--- Begin DATASET EXCERPT ---

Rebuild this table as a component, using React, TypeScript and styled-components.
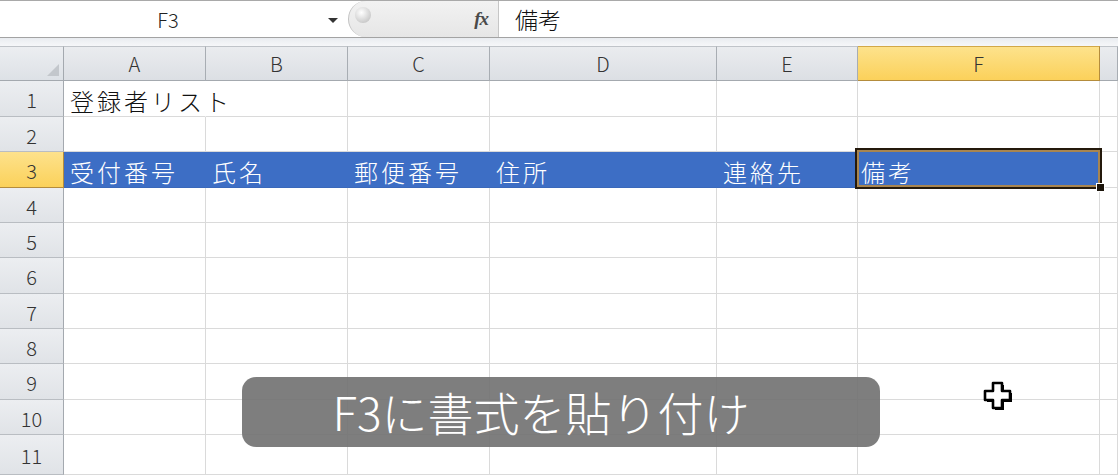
import styled, { createGlobalStyle } from "styled-components";

const GlobalStyle = createGlobalStyle`
    html, body {
        margin: 0;
        padding: 0;
        background: #ffffff;
        overflow: hidden;
    }
    body {
        font-family: "Noto Sans CJK JP", "Noto Sans", sans-serif;
    }
`;

const Page = styled.div`
    position: relative;
    width: 1118px;
    height: 475px;
    overflow: hidden;
    background: #ffffff;
`;

// formula bar
const FormulaBar = styled.div`
    display: flex;
    height: 38px;
    box-sizing: border-box;
    border-top: 1px solid #a9a9a9;
    border-bottom: 1px solid #a3a3a3;
    background: #ffffff;
`;
const NameBox = styled.div`
    width: 348px;
    display: flex;
    align-items: center;
    box-sizing: border-box;
    padding-right: 10px;
`;
const NameText = styled.div`
    flex: 1;
    text-align: center;
    font-family: "Noto Sans CJK JP", sans-serif;
    font-size: 20px;
    font-weight: 300;
    color: #222;
    padding-left: 8px;
`;
const DropArrow = styled.div`
    width: 0;
    height: 0;
    border-left: 5px solid transparent;
    border-right: 5px solid transparent;
    border-top: 5px solid #333;
    margin-top: 3px;
`;
const Splitter = styled.div`
    width: 150px;
    display: flex;
    align-items: center;
    justify-content: space-between;
    box-sizing: border-box;
    padding: 0 10px 0 6px;
    background: linear-gradient(#f2f2f2, #e6e6e6);
    border-left: 1px solid #c2c2c2;
    border-radius: 18px 0 0 18px;
`;
const Knob = styled.div`
    width: 16px;
    height: 16px;
    border-radius: 50%;
    background: radial-gradient(circle at 40% 35%, #ffffff, #d0d0d0 65%, #b8b8b8);
    margin-top: -8px;
`;
const Fx = styled.div`
    font-family: "Liberation Serif", "DejaVu Serif", serif;
    font-style: italic;
    font-weight: bold;
    font-size: 19px;
    color: #4a4a4a;
    letter-spacing: -1px;
`;
const FormulaInput = styled.div`
    flex: 1;
    display: flex;
    align-items: center;
    padding-left: 16px;
    border-left: 1px solid #c6c6c6;
    font-size: 23px;
    font-weight: 300;
    color: #111;
`;

const Gap = styled.div`
    height: 8px;
    background: linear-gradient(#e9ecf0, #f6f7f9);
`;

// grid
const Sheet = styled.div`
    display: flex;
    flex-direction: column;
`;
const Row = styled.div<{ $h: number }>`
    display: flex;
    height: ${(p) => p.$h}px;
`;
const Corner = styled.div`
    position: relative;
    width: 64px;
    box-sizing: border-box;
    background: linear-gradient(#eceef1, #dde1e6);
    border-right: 1px solid #a4a9af;
    border-bottom: 1px solid #a4a9af;
    border-top: 1px solid #c0c4c9;
    &:after {
        content: "";
        position: absolute;
        right: 4px;
        bottom: 4px;
        width: 0;
        height: 0;
        border-left: 12px solid transparent;
        border-bottom: 12px solid #c3c7cc;
    }
`;
const ColHead = styled.div<{ $w: number; $on?: boolean }>`
    width: ${(p) => p.$w}px;
    flex: ${(p) => (p.$w ? "none" : "1")};
    display: flex;
    align-items: center;
    justify-content: center;
    box-sizing: border-box;
    font-family: "Noto Sans CJK JP", sans-serif;
    font-size: 20px;
    font-weight: 300;
    color: #333;
    background: ${(p) => (p.$on ? "linear-gradient(#fde28c, #fbd15a)" : "linear-gradient(#eaecef, #dcdfe4)")};
    border-top: 1px solid ${(p) => (p.$on ? "#d2a848" : "#c0c4c9")};
    border-right: 1px solid ${(p) => (p.$on ? "#b48c3c" : "#a8adb3")};
    border-bottom: 1px solid ${(p) => (p.$on ? "#b48c3c" : "#a4a9af")};
`;
const RowHead = styled.div<{ $on?: boolean }>`
    width: 64px;
    display: flex;
    align-items: center;
    justify-content: center;
    box-sizing: border-box;
    font-family: "Noto Sans CJK JP", sans-serif;
    font-size: 20px;
    font-weight: 300;
    color: #333;
    padding-top: 2px;
    background: ${(p) => (p.$on ? "linear-gradient(#fde28c, #fbd15a)" : "linear-gradient(#eceef1, #e0e3e7)")};
    border-right: 1px solid ${(p) => (p.$on ? "#b48c3c" : "#a4a9af")};
    border-bottom: 1px solid ${(p) => (p.$on ? "#b48c3c" : "#b9bdc2")};
`;
const Cell = styled.div<{ $w: number; $fill?: boolean; $spill?: boolean; $anchor?: boolean }>`
    position: ${(p) => (p.$anchor ? "relative" : "static")};
    width: ${(p) => p.$w}px;
    flex: ${(p) => (p.$w ? "none" : "1")};
    display: flex;
    align-items: center;
    box-sizing: border-box;
    padding: 3px 0 0 ${(p) => (p.$anchor ? 3 : 6)}px;
    white-space: nowrap;
    font-family: "Noto Sans CJK JP", sans-serif;
    font-size: 24px;
    font-weight: 300;
    letter-spacing: 3px;
    color: ${(p) => (p.$fill ? "#ffffff" : "#111111")};
    background: ${(p) => (p.$fill ? "#3d6ec5" : "transparent")};
    border-right: 1px solid ${(p) => (p.$fill ? "#3d6ec5" : p.$spill ? "transparent" : "#dadada")};
    border-bottom: 1px solid ${(p) => (p.$fill ? "#3a68ba" : "#dadada")};
`;
const Selection = styled.div`
    position: absolute;
    left: -3px;
    top: -4px;
    right: -3px;
    bottom: -2px;
    border: 2px solid #24190c;
    box-shadow: inset 0 0 0 2px #a88550;
    pointer-events: none;
`;
const FillHandle = styled.div`
    position: absolute;
    right: -5px;
    bottom: -5px;
    width: 7px;
    height: 7px;
    background: #1b140a;
    border: 1px solid #ffffff;
`;

// overlays
const Caption = styled.div`
    position: absolute;
    left: 242px;
    top: 377px;
    width: 638px;
    height: 70px;
    border-radius: 14px;
    background: rgba(112, 112, 112, 0.9);
    display: flex;
    align-items: center;
    justify-content: center;
    color: #ffffff;
    font-family: "Noto Sans CJK JP", sans-serif;
    font-size: 46px;
    font-weight: 300;
    padding: 0 40px 2px 0;
    box-sizing: border-box;
`;
const Cursor = styled.svg`
    position: absolute;
    left: 981px;
    top: 379px;
`;

const columns = [
    { key: "A", w: 142 },
    { key: "B", w: 142 },
    { key: "C", w: 142 },
    { key: "D", w: 227 },
    { key: "E", w: 141 },
    { key: "F", w: 242 },
    { key: "G", w: 0 },
];

const rowHeights = [36, 35, 36, 35, 35, 36, 35, 35, 36, 35, 40];

const data: Record<number, string[]> = {
    1: ["登録者リスト"],
    3: ["受付番号", "氏名", "郵便番号", "住所", "連絡先", "備考"],
};

function App() {
    return (
        <Page>
            <GlobalStyle />
            <FormulaBar>
                <NameBox>
                    <NameText>F3</NameText>
                    <DropArrow />
                </NameBox>
                <Splitter>
                    <Knob />
                    <Fx>fx</Fx>
                </Splitter>
                <FormulaInput>備考</FormulaInput>
            </FormulaBar>
            <Gap />
            <Sheet>
                <Row $h={35}>
                    <Corner />
                    {columns.map((c) => (
                        <ColHead key={c.key} $w={c.w} $on={c.key === "F"}>
                            {c.key !== "G" ? c.key : ""}
                        </ColHead>
                    ))}
                </Row>
                {rowHeights.map((h, i) => {
                    const n = i + 1;
                    const values = data[n] || [];
                    return (
                        <Row key={n} $h={h}>
                            <RowHead $on={n === 3}>{n}</RowHead>
                            {columns.map((c, ci) => {
                                const selected = n === 3 && c.key === "F";
                                return (
                                    <Cell
                                        key={c.key}
                                        $w={c.w}
                                        $fill={n === 3 && c.key !== "G"}
                                        $spill={n === 1 && c.key === "A"}
                                        $anchor={selected}
                                    >
                                        {values[ci] || ""}
                                        {selected && (
                                            <Selection>
                                                <FillHandle />
                                            </Selection>
                                        )}
                                    </Cell>
                                );
                            })}
                        </Row>
                    );
                })}
            </Sheet>
            <Caption>F3に書式を貼り付け</Caption>
            <Cursor width="36" height="36" viewBox="0 0 36 36">
                <path d="M12 4 H21 V12 H29 V21 H21 V29 H12 V21 H4 V12 H12 Z" fill="#000" transform="translate(2 2)" />
                <path d="M12 4 H21 V12 H29 V21 H21 V29 H12 V21 H4 V12 H12 Z" fill="#fff" stroke="#000" strokeWidth="2.6" strokeLinejoin="round" />
            </Cursor>
        </Page>
    );
}

export default App;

--- End DATASET EXCERPT ---

DO THIS:
Select the lines in this material that hold the word "components", leaving none out.

RESULT BELOW:
Rebuild this table as a component, using React, TypeScript and styled-components.
import styled, { createGlobalStyle } from "styled-components";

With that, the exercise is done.